AQIS, which is led by Osama Mehmood and his deputy Atif Yahya Ghouri, “retains a presence in Afghanistan, in the Provinces of Ghazni, Helmand, Kandahar, Nimruz, Paktika and Zabul, where the group fought alongside the Taliban” against the ousted government of Ashraf Ghani.
AQIS is estimated to have between 200 and 400 fighters, mainly from Afghanistan, Bangladesh, India, Myanmar and Pakistan, the report said.
In a worrying development, UN member states have assessed that the strength of the Islamic State-Khorasan Province has risen from 2,200 to nearly 4,000, mainly because of the “release of several thousand prisoners” at the time when the Taliban swept to power. One UN member state assessed that up to half of ISKP is composed of foreign terrorist fighters.
“Although the group controls limited territory in eastern Afghanistan, it is capable of conducting high-profile and complex attacks, such as the 27 August bombing at Kabul airport, in which more than 180 people were killed, and several subsequent attacks,” the report said.
The Taliban view ISKP as their “primary kinetic threat, as the group aims to position itself as the chief rejectionist force in Afghanistan, with a wider regional agenda threatening neighbouring Central and South Asian countries”.
The report added: “Member States estimated that, if Afghanistan descends into chaos, some Afghan and foreign extremists may shift allegiances to ISIL-K, which continues to be led by Sanaullah Ghafari (alias Shahab alMuhajir), an Afghan national.”
Central Asian terror groups Islamic Jihad Group (IJG), Khatiba Imam al-Bukhari (KIB) and Islamic Movement of Uzbekistan (IMU), which actively participated in fighting alongside the Taliban, are “now experiencing greater freedom of movement in the country”.

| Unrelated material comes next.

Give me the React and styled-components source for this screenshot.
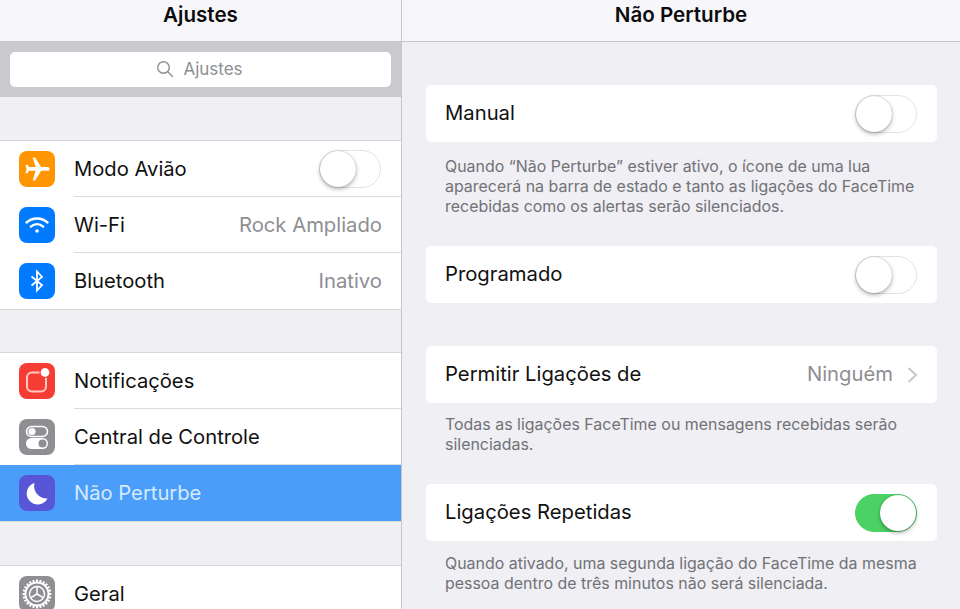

The report said Central Asian embassies based in Kabul had “observed with concern that several leaders of those groups have travelled freely to Kabul”. IJG, led by Ilimbek Mamatov, was assessed to be the “most combat-ready Central Asian group in Afghanistan”, and it operates primarily in Badakhshan, Baghlan and Kunduz provinces.
However, the report concluded that the Taliban have acted to rein in the anti-China terror group Turkistan Islamic Party (TIP), also known as Eastern Turkistan Islamic Movement (ETIM).
“Some Member States reported that, following the Taliban’s return to power,
ETIM/TIP fighters were relocated from their traditional stronghold in Badakhshan
Province, on the border with China, to Baghlan, Takhar and other provinces, as part of the Taliban’s efforts to both protect and restrain the group,” the report said.
ETIM’s strength was estimated at between 200 and 700 fighters, and the group is active in military training and planning terrorist attacks against Chinese interests. “ETIM/TIP members have been encouraged to strengthen their ties to Afghanistan by becoming refugees or Afghan citizens, as a means of more deeply entrenching the group in the country,” the report said.
ETIM members “frequently visited the Wakhan corridor, calling for a ‘return to Xinjiang for jihad’”. The group closely collaborates with al-Qaeda, Tehrik-e Taliban Pakistan and Jamaat Ansarullah to plan attacks on Chinese interests in Pakistan, Tajikistan and elsewhere, the report said.